I arrived home last night after my little cruise feeling quite tired and spent. Yesterday morning’s sailing exploits, when I spent ages beating up the river against the tide, only to run aground at one stage and expend much energy getting off the mud. then, in the afternoon, winching the boat onto the trailer, followed by the long drive home. were more than enough for one day for me.
But the tiredness will be gone after another day or so and the memories and photos will be with me for longer. The cruise was very satisfactory for me , with some cracking good fast and exhilarating sails and some slow ghosting at times too. Most enjoyable.
As always, I was flabbergasted at just how many nice yachts were moored up in our harbours with no one using them. I’m convinced that 90 per cent of them just sit on their moorings or marina berths and hardly ever go for a little sail. One really wonders why people make such a big investment of capital to buy these expensive things and then fork out for mooring, insurance and maintenance without getting fair use of their asset. I suspect that a lot of them count as conspicuous consumption, there just to demonstrate the owner’s purchasing power……. Most are on the big side too. 35 or 40 feet is about the average. Maybe that they need more than one person to sail them and that the owners struggle to persuade others to crew for them..

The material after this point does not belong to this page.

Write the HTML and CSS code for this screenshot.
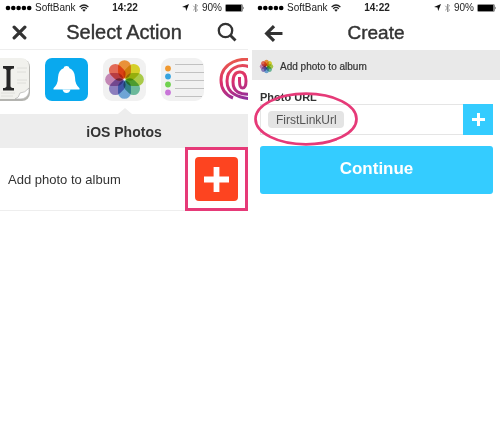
FILE: index.html
```
<!DOCTYPE html>
<html lang="en">
<head>
<meta charset="utf-8">
<title>Select Action</title>
<link rel="stylesheet" href="styles.css">
</head>
<body>
<svg class="defs" aria-hidden="true">
  <defs>
    <symbol id="wifi" viewBox="0 0 10 8">
      <path d="M.6 3Q5-1 9.400 3M2.200 4.700Q5 2.200 7.800 4.700" fill="none" stroke="#222" stroke-width="1.200"/>
      <path d="M3.200 5.800Q5 4.500 6.800 5.800L5 7.800Z" fill="#222"/>
    </symbol>
    <symbol id="locate" viewBox="0 0 7 7"><path d="M7 0 4.200 7 3.500 3.600 0 3Z" fill="#111"/></symbol>
    <symbol id="bluetooth" viewBox="0 0 6 10"><path d="M.8 2.800 5 7 3 9V1l2 2L.8 7.200" fill="none" stroke="#888" stroke-width=".9"/></symbol>
    <symbol id="battery" viewBox="0 0 20 8">
      <rect x=".5" y=".5" width="17" height="7" rx="1" fill="#fff" stroke="#444" stroke-width=".6"/>
      <rect x="1" y="1" width="15.500" height="6" fill="#000"/>
      <path d="M18.300 2.500q1.400 1.500 0 3Z" fill="#222"/>
    </symbol>
    <symbol id="flower" viewBox="0 0 40 40">
      <g class="petals">
        <rect x="14" y="2" width="12" height="17" rx="6" fill="#f79a3c"/>
        <rect x="14" y="2" width="12" height="17" rx="6" fill="#e2dc2c" transform="rotate(45 20 20)"/>
        <rect x="14" y="2" width="12" height="17" rx="6" fill="#b3d64c" transform="rotate(90 20 20)"/>
        <rect x="14" y="2" width="12" height="17" rx="6" fill="#72c4a4" transform="rotate(135 20 20)"/>
        <rect x="14" y="2" width="12" height="17" rx="6" fill="#74aee2" transform="rotate(180 20 20)"/>
        <rect x="14" y="2" width="12" height="17" rx="6" fill="#9485c8" transform="rotate(225 20 20)"/>
        <rect x="14" y="2" width="12" height="17" rx="6" fill="#cf8fc0" transform="rotate(270 20 20)"/>
        <rect x="14" y="2" width="12" height="17" rx="6" fill="#f0705c" transform="rotate(315 20 20)"/>
      </g>
    </symbol>
    <symbol id="plus" viewBox="0 0 26 26"><path d="M13 0v26M0 13h26" stroke="#fff" stroke-width="6"/></symbol>
  </defs>
</svg>
<main class="screens">
  <section class="screen">
    <div class="status">
      <span class="carrier"><svg class="dots" viewBox="0 0 27 6" aria-hidden="true"><g fill="#000"><circle cx="3" cy="3" r="2.300"/><circle cx="8.300" cy="3" r="2.300"/><circle cx="13.600" cy="3" r="2.300"/><circle cx="18.900" cy="3" r="2.300"/><circle cx="24.200" cy="3" r="2.300"/></g></svg>SoftBank<svg class="wifi" aria-hidden="true"><use href="#wifi"/></svg></span>
      <time class="time">14:22</time>
      <span class="power"><svg class="locate" aria-hidden="true"><use href="#locate"/></svg><svg class="bluetooth" aria-hidden="true"><use href="#bluetooth"/></svg>90%<svg class="battery" aria-hidden="true"><use href="#battery"/></svg></span>
    </div>
    <header class="header header-lined">
      <button class="nav" aria-label="Close"><svg class="close" viewBox="0 0 14 14"><path d="M2 2l10 10M12 2 2 12" stroke="#333" stroke-width="3" stroke-linecap="round"/></svg></button>
      <h1 class="title title-wide">Select Action</h1>
      <button class="nav nav-end" aria-label="Search"><svg class="search" viewBox="0 0 20 20"><circle cx="8.500" cy="8.500" r="6.700" fill="none" stroke="#333" stroke-width="2.300"/><path d="m13.500 13.500 5 5" stroke="#333" stroke-width="2.800"/></svg></button>
    </header>
    <nav class="channels" aria-label="Channels">
      <button class="channel" aria-label="Instapaper"><svg viewBox="0 0 43 43">
        <rect y="1" width="43" height="42" rx="8" fill="#b4b4b0"/><rect width="42" height="41" rx="8" fill="#f1f1ed"/>
        <path d="M30 10h10M30 14h9M30 22h10M30 25h9M14 35h14M14 38h12" stroke="#dededa" stroke-width="1"/>
        <path d="M28 41q4-1 5-6 5 0 9-5v4q-2 7-9 7Z" fill="#fff" stroke="#aaa" stroke-width=".6"/>
        <path d="M16 8h11v2.500q-3.500 0-3.500 2V28q0 2 3.500 2v2.500H16V30q3.500 0 3.500-2V12.500q0-2-3.500-2Z" fill="#272727"/>
      </svg></button>
      <button class="channel" aria-label="Notifications"><svg viewBox="0 0 43 43">
        <rect width="43" height="43" rx="7" fill="#09a9ee"/>
        <path d="M21.500 8q2.600 0 3 2.300 5 2 5.500 9 0 7 4.500 11v1.200H8.500v-1.200q4.500-4 4.500-11 .5-7 5.500-9 .4-2.300 3-2.300Z" fill="#fff"/><path d="M17.500 31.500h8q-1 3.500-4 3.500t-4-3.500Z" fill="#fff"/>
      </svg></button>
      <button class="channel selected" aria-label="iOS Photos"><svg viewBox="0 0 43 43"><rect width="43" height="43" rx="9" fill="#f1f1f1"/><use href="#flower" x="0" y="0" width="43" height="43"/></svg></button>
      <button class="channel" aria-label="Reminders"><svg viewBox="0 0 43 43">
        <rect width="43" height="43" rx="9" fill="#f1f1f1"/>
        <path d="M14 6.500h28M14 14.500h29M14 22.500h29M14 30.500h29M14 38.500h27" stroke="#bbb" stroke-width=".9"/>
        <circle cx="7" cy="10.500" r="2.900" fill="#f0982f"/><circle cx="7" cy="18.500" r="2.900" fill="#36a4e0"/><circle cx="7" cy="26.500" r="2.900" fill="#70d14f"/><circle cx="7" cy="34.500" r="2.900" fill="#c875d8"/>
      </svg></button>
      <button class="channel" aria-label="Spiral"><svg viewBox="0 0 43 43">
        <defs><linearGradient id="warm" gradientUnits="userSpaceOnUse" x1="10" y1="0" x2="22" y2="43"><stop offset="0" stop-color="#ea6048"/><stop offset=".5" stop-color="#dc2f6c"/><stop offset="1" stop-color="#8c309f"/></linearGradient></defs>
        <g fill="none" stroke="url(#warm)" stroke-width="3"><path d="M33 2Q22 0 14 4 2 10 2 22q0 13 12 18"/><path d="M33 10Q23 5 15 10 8 14 8 23q0 9 7 13 6 4 18 5"/><path d="M33 36Q14 38 14 24q0-10 7-10 6 0 6 9 0 7-3.500 7-3 0-3-7 0-4 0-4"/></g>
      </svg></button>
    </nav>
    <h2 class="group">iOS Photos</h2>
    <div class="action">
      <span>Add photo to album</span>
      <div class="marked"><button class="add" aria-label="Add photo to album"><svg viewBox="0 0 26 26"><use href="#plus"/></svg></button></div>
    </div>
  </section>
  <section class="screen">
    <div class="status">
      <span class="carrier"><svg class="dots" viewBox="0 0 27 6" aria-hidden="true"><g fill="#000"><circle cx="3" cy="3" r="2.300"/><circle cx="8.300" cy="3" r="2.300"/><circle cx="13.600" cy="3" r="2.300"/><circle cx="18.900" cy="3" r="2.300"/><circle cx="24.200" cy="3" r="2.300"/></g></svg>SoftBank<svg class="wifi" aria-hidden="true"><use href="#wifi"/></svg></span>
      <time class="time">14:22</time>
      <span class="power"><svg class="locate" aria-hidden="true"><use href="#locate"/></svg><svg class="bluetooth" aria-hidden="true"><use href="#bluetooth"/></svg>90%<svg class="battery" aria-hidden="true"><use href="#battery"/></svg></span>
    </div>
    <header class="header">
      <button class="nav" aria-label="Back"><svg class="back" viewBox="0 0 18 16"><path d="M17.500 8H3M9.500 1 2.500 8l7 7" fill="none" stroke="#333" stroke-width="3"/></svg></button>
      <h1 class="title">Create</h1>
      <span></span>
    </header>
    <div class="summary"><svg class="small-flower" aria-hidden="true"><use href="#flower"/></svg>Add photo to album</div>
    <form class="form">
      <label class="label" for="photo-url">Photo URL</label>
      <div class="field">
        <input class="chip" id="photo-url" type="text" value="FirstLinkUrl">
        <button type="button" class="insert" aria-label="Insert ingredient"><svg viewBox="0 0 26 26" aria-hidden="true"><use href="#plus"/></svg></button>
        <svg class="ring" viewBox="0 0 104 54" aria-hidden="true"><ellipse cx="52" cy="27" rx="50.500" ry="25.300" fill="none" stroke="#e63a78" stroke-width="2.700"/></svg>
      </div>
      <button type="button" class="continue">Continue</button>
    </form>
  </section>
</main>
</body>
</html>
```
FILE: styles.css
```
* { box-sizing: border-box; }
body {
  margin: 0;
  background: #fff;
  color: #333;
  font-family: "Liberation Sans", Arial, sans-serif;
}
button {
  padding: 0;
  border: 0;
  background: none;
  font: inherit;
}
svg { display: block; }
.defs { position: absolute; width: 0; height: 0; }
.screens {
  display: grid;
  grid-template-columns: 1fr 1fr;
  gap: 4px;
}
.screen { min-width: 0; }
.status {
  display: grid;
  grid-template-columns: 1fr auto 1fr;
  align-items: center;
  height: 15px;
  padding: 0 3px 0 5px;
  color: #222;
  font-size: 10px;
}
.carrier, .power { display: flex; align-items: center; gap: 3px; }
.power { justify-content: flex-end; }
.time { font-weight: bold; }
.dots { width: 27px; height: 6px; }
.wifi { width: 10px; height: 8px; }
.locate { width: 7px; height: 7px; }
.bluetooth { width: 7px; height: 10px; }
.battery { width: 20px; height: 8px; }
.header {
  display: grid;
  grid-template-columns: 40px 1fr 40px;
  align-items: center;
  height: 35px;
  padding-top: 1px;
}
.header-lined {
  padding: 0;
  border-bottom: 1px solid #eee;
}
.title {
  margin: 0;
  font-size: 19px;
  font-weight: normal;
  line-height: 24px;
  text-align: center;
  -webkit-text-stroke: 0.4px #333;
}
.title-wide { font-size: 20px; }
.nav { padding-left: 12px; }
.nav-end { padding-left: 9px; }
.close { width: 15px; height: 15px; }
.search { width: 20px; height: 20px; }
.back { width: 19px; height: 17px; }
.channels {
  display: flex;
  justify-content: center;
  gap: 15px;
  height: 64px;
  padding-top: 8px;
  overflow: hidden;
}
.channel {
  flex: 0 0 43px;
  height: 56px;
}
.channel svg { width: 43px; height: 43px; margin-bottom: 13px; }
.selected { position: relative; }
.selected::after {
  content: "";
  position: absolute;
  bottom: 0;
  left: 15px;
  border: 7px solid transparent;
  border-top: 0;
  border-bottom: 6px solid #ededed;
}
.petals rect { mix-blend-mode: multiply; }
.group {
  margin: 0;
  background: #ededed;
  font-size: 14px;
  line-height: 36px;
  height: 34px;
  text-align: center;
}
.action {
  display: flex;
  align-items: center;
  justify-content: space-between;
  height: 63px;
  padding-left: 8px;
  border-bottom: 1px solid #eee;
  font-size: 13px;
}
.marked {
  padding: 7px;
  border: 3px solid #e63a78;
}
.add {
  display: grid;
  place-items: center;
  width: 43px;
  height: 44px;
  border-radius: 4px;
  background: #fd4420;
}
.add svg { width: 25px; height: 25px; }
.summary {
  display: flex;
  align-items: center;
  gap: 6px;
  height: 30px;
  padding: 3px 7px 0;
  background: #e9e9e9;
  font-size: 10px;
  -webkit-text-stroke: 0.2px #333;
}
.small-flower { width: 15px; height: 15px; }
.form { padding: 10px 7px 0 8px; }
.label {
  display: block;
  font-size: 11px;
  font-weight: bold;
  line-height: 14px;
}
.field {
  position: relative;
  display: flex;
  align-items: center;
  justify-content: space-between;
  height: 31px;
  padding-left: 7px;
  border: 1px solid #e5e5e5;
  border-right: 0;
}
.chip {
  width: 76px;
  height: 17px;
  padding: 0 7px 0 8px;
  border: 0;
  border-radius: 4px;
  background: #e4e4e4;
  color: #555;
  font-family: inherit;
  font-size: 12px;
}
.insert {
  display: grid;
  place-items: center;
  width: 30px;
  height: 31px;
  background: #34ccff;
}
.insert svg { width: 13px; height: 13px; }
.ring {
  position: absolute;
  top: -13px;
  left: -7px;
  width: 104px;
  height: 54px;
}
.continue {
  display: block;
  width: 100%;
  height: 48px;
  margin-top: 11px;
  padding-bottom: 3px;
  border-radius: 3px;
  background: #34ccff;
  color: #fff;
  font-size: 17px;
  font-weight: bold;
}
```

Frugality is my motto. My 14 days and nights didn’t cost a huge amount. There was the initial stock of food which I put on board before launching consisting and fruit and veg and a few tins of sardines and tuna, cheese and bread and butter, some rice and couscous together with pasta .
The fuel for my old car for the return trip from home the the Dart – perhaps 35 quid, the 37 quid that I paid in the boatyard for using their slipway and secure parking for car and trailer while I was away.
I used 3 litres of petrol for the outboard and 3/4 of a litre of meths for the cooking stove over the 2 weeks. And about a litre of paraffin for the anchor light and interior pressure lamp. Not once did anyone ask me for any money for anchoring or using a mooring buoy.
So, on the whole I didn’t make too much of a dent in my bank account so don’t need to go on an extra economy drive to compensate.
For the mandatory picture, i noted this gaffer in the Dart yesterday. Caught my eye because it’s so different to the average boat and I have a soft spot for gaffers anyway,. I do like the low topsides and small deck house although the pram hood doesn’t add to her looks. The grey colour is lovely. Most boats have high topsides and huge cabins on top which makes them caravan like. This sort of thing is more elegant to my eye. Anyone know what type she is?